There are two existential catastrophes threatening the world, former Defense Secretary William Perry said. One is quick but avoidable, while the other is slowly unfolding.
"Our planet today faces two existential dangers," Perry said at Stanford University, where he now serves as a senior fellow at the Hoover Institute. "One of them is nuclear war—nuclear catastrophe—and the other is a climate catastrophe. The nuclear catastrophe could happen next month, next year, ten years from now or if we’re lucky, never. But if it happens it happens all at once. On the other hand the climate-change catastrophe is on a slow roll. It is happening. It’s happening every month, every year. It’s getting worse."
Perry, who served as defense secretary from 1994-97, made the comparison at the Stanford Global Energy Forum at the beginning of a dialogue with California Gov. Jerry Brown, who added a point of comparison:
"I’d say nuclear (war) and climate change have a similar lack of attention relative to what the threat is," Brown said. "And we should have a lot more response, a lot more attention than we have."

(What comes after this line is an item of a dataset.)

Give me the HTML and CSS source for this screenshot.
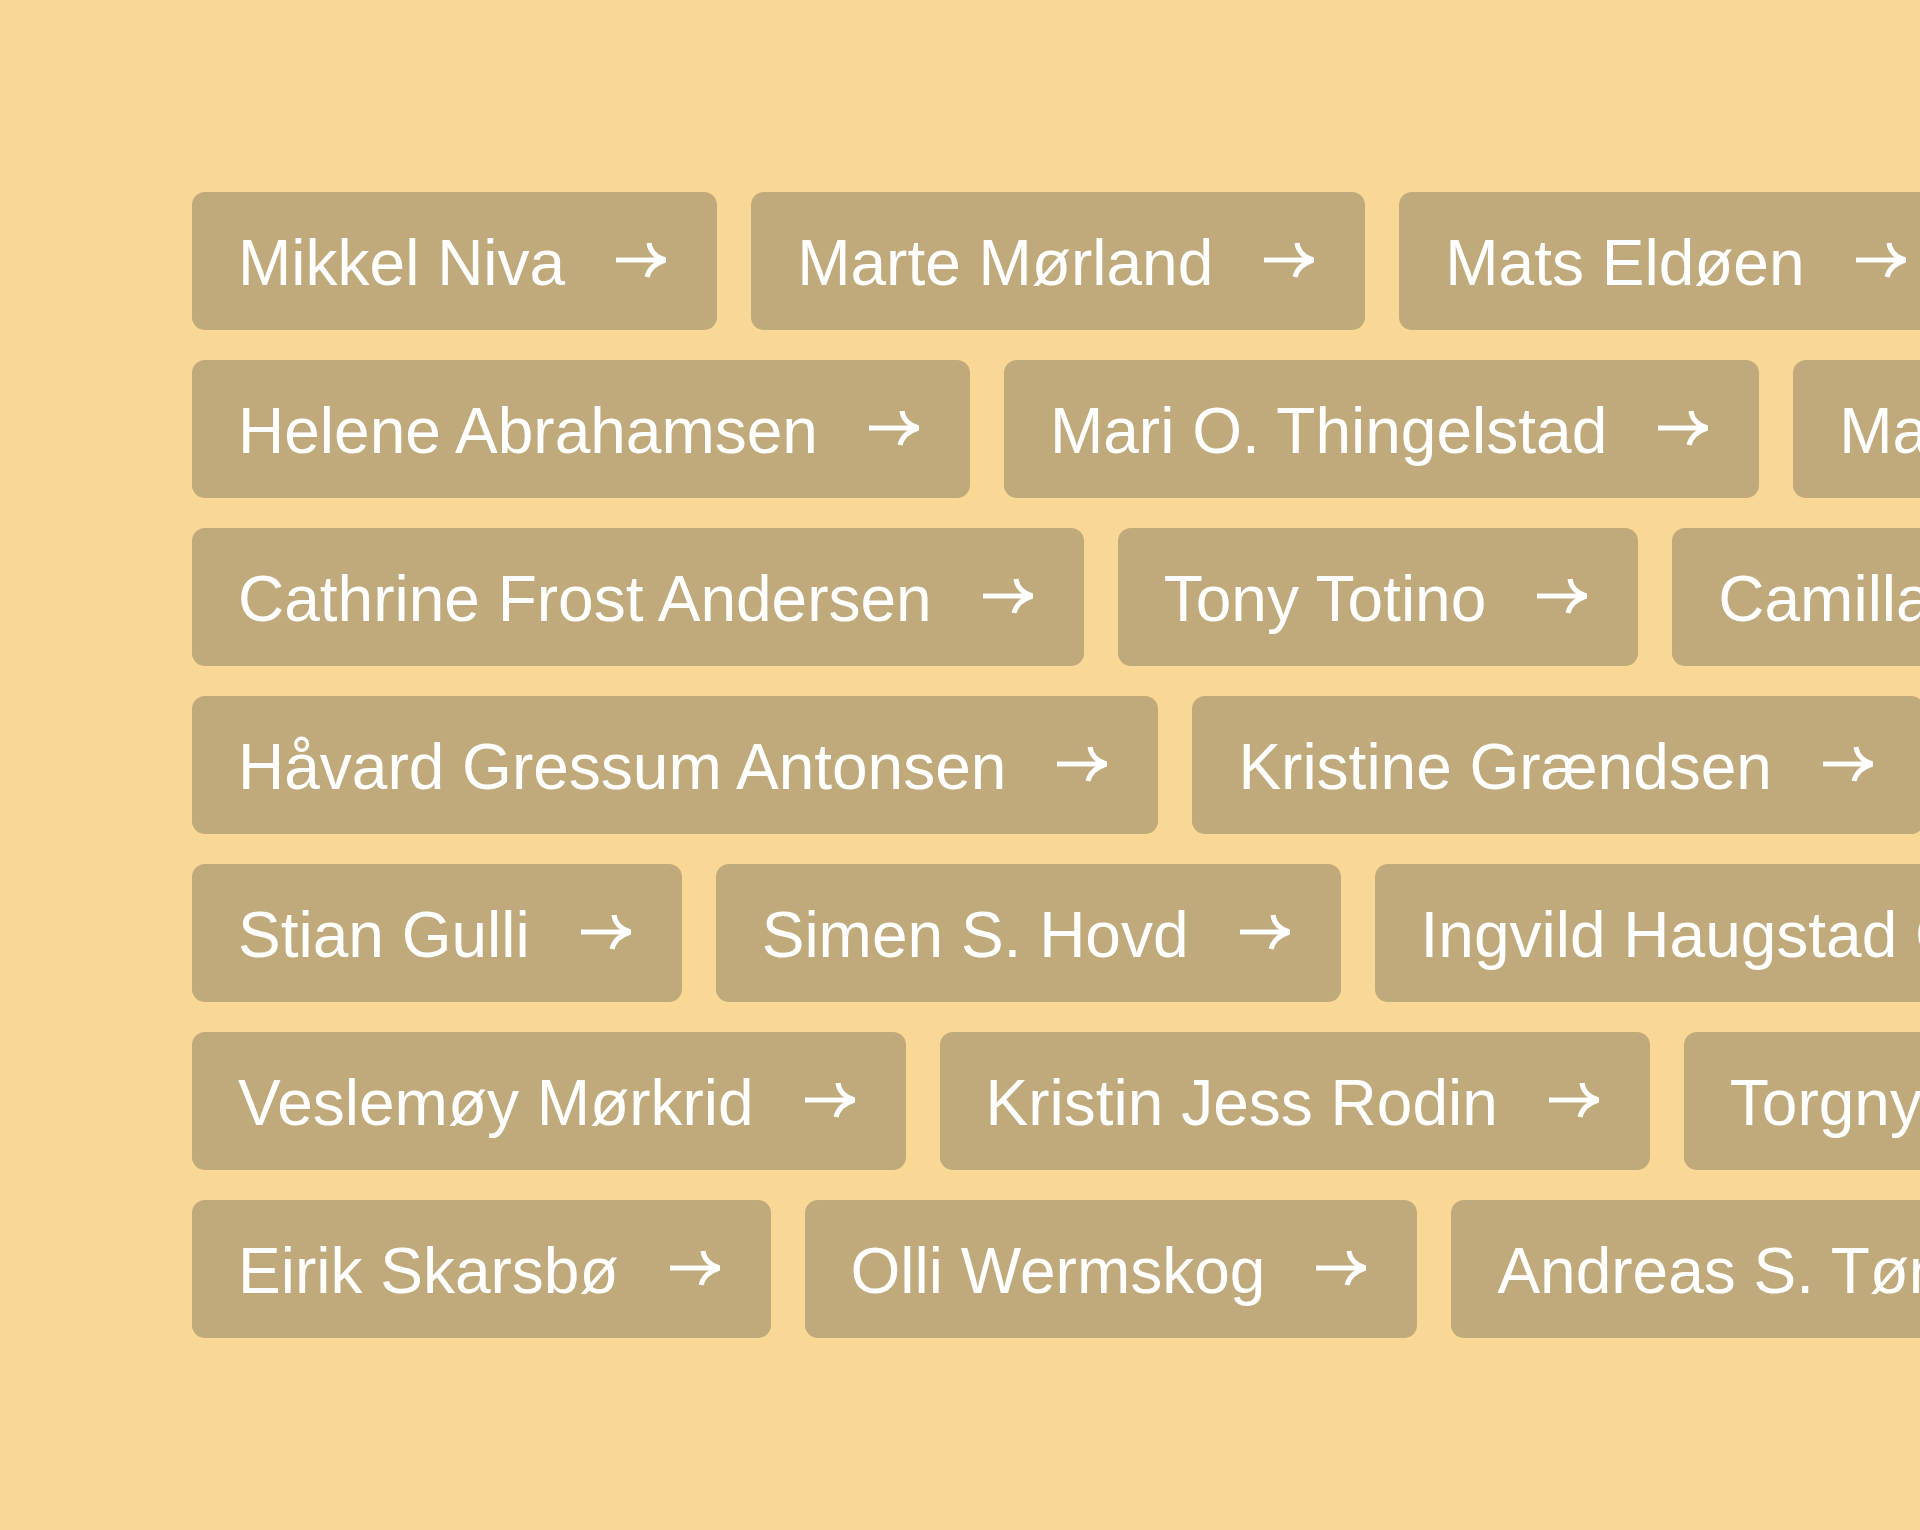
FILE: index.html
```html
<!DOCTYPE html>
<html>
<head>
  <title>Medarbeidere</title>
  <link rel="stylesheet" href="styles.css">
</head>
<body>
  <svg class="defs" width="0" height="0">
    <symbol id="arrow" viewBox="0 0 50 36">
      <path d="M0 18 H47" />
      <path d="M33 1 C34 9 40 15 49.5 18 C40 21 33 27 31 35" />
    </symbol>
  </svg>

  <div id="people">
    <div class="row">
      <a class="person" href="#">Mikkel Niva <svg class="arrow"><use href="#arrow"/></svg></a>
      <a class="person" href="#">Marte Mørland <svg class="arrow"><use href="#arrow"/></svg></a>
      <a class="person" href="#">Mats Eldøen <svg class="arrow"><use href="#arrow"/></svg></a>
    </div>
    <div class="row">
      <a class="person" href="#">Helene Abrahamsen <svg class="arrow"><use href="#arrow"/></svg></a>
      <a class="person" href="#">Mari O. Thingelstad <svg class="arrow"><use href="#arrow"/></svg></a>
      <a class="person" href="#">Marianne Berg <svg class="arrow"><use href="#arrow"/></svg></a>
    </div>
    <div class="row">
      <a class="person" href="#">Cathrine Frost Andersen <svg class="arrow"><use href="#arrow"/></svg></a>
      <a class="person" href="#">Tony Totino <svg class="arrow"><use href="#arrow"/></svg></a>
      <a class="person" href="#">Camilla Skaug <svg class="arrow"><use href="#arrow"/></svg></a>
    </div>
    <div class="row">
      <a class="person" href="#">Håvard Gressum Antonsen <svg class="arrow"><use href="#arrow"/></svg></a>
      <a class="person" href="#">Kristine Grændsen <svg class="arrow"><use href="#arrow"/></svg></a>
    </div>
    <div class="row">
      <a class="person" href="#">Stian Gulli <svg class="arrow"><use href="#arrow"/></svg></a>
      <a class="person" href="#">Simen S. Hovd <svg class="arrow"><use href="#arrow"/></svg></a>
      <a class="person" href="#">Ingvild Haugstad Gjerde <svg class="arrow"><use href="#arrow"/></svg></a>
    </div>
    <div class="row">
      <a class="person" href="#">Veslemøy Mørkrid <svg class="arrow"><use href="#arrow"/></svg></a>
      <a class="person" href="#">Kristin Jess Rodin <svg class="arrow"><use href="#arrow"/></svg></a>
      <a class="person" href="#">Torgny Hansen <svg class="arrow"><use href="#arrow"/></svg></a>
    </div>
    <div class="row">
      <a class="person" href="#">Eirik Skarsbø <svg class="arrow"><use href="#arrow"/></svg></a>
      <a class="person" href="#">Olli Wermskog <svg class="arrow"><use href="#arrow"/></svg></a>
      <a class="person" href="#">Andreas S. Tønnessen <svg class="arrow"><use href="#arrow"/></svg></a>
    </div>
  </div>
</body>
</html>
```

FILE: styles.css
```css
/* Staff list: rows of name buttons running off the right edge */
html, body {
  margin: 0;
  overflow: hidden;
}

body {
  min-height: 1530px;
  background-color: #f9d794;
  font-family: 'Liberation Sans', Arial, sans-serif;
}

.defs {
  position: absolute;
}

#people {
  display: flex;
  flex-direction: column;
  gap: 30px;
  padding: 192px 0 0 192px;
}

.row {
  display: flex;
  gap: 34px;
  white-space: nowrap;
}

.person {
  display: flex;
  flex-shrink: 0;
  align-items: center;
  box-sizing: border-box;
  height: 138px;
  padding: 4px 51px 0 46px;
  border-radius: 13px;
  background-color: #c0a97a;
  color: #fff;
  font-size: 64px;
  line-height: 64px;
  text-decoration: none;
}

.arrow {
  flex-shrink: 0;
  width: 50px;
  height: 36px;
  margin: 0 0 6px 51px;
  fill: none;
  stroke: #fff;
  stroke-width: 5;
}
```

California has reduced its greenhouse gas emissions from 465 million tons per year to 435 or 440, Brown said, but it has to get down to 165.
"That's a very steep curve," Brown said. "How the hell are we going to do that? It’s gonna take every conceivable market-regulatory-investment-R&D-private-public effort, and it's almost like I'll just—oh my, I don't want to say a war footing, but it takes some of that heroism to deal with climate change."
Perry served in the U.S. Army in occupied Japan and has focused ever since on nuclear war, on maximizing the deterrent potential of the American arsenal and on preventing its use. He's the author of "My Journey at the Nuclear Brink."
But lately a different catastrophe has his attention.
"This is a slow-motion catastrophe. It's a little bit like the legend of the frog and the water, and the water is heating up and gets hotter and hotter, and the frog doesn't think to jump out until it's too late," Perry said. "It is slow motion and we’re not reacting to it. We know what to do, but we're not doing it."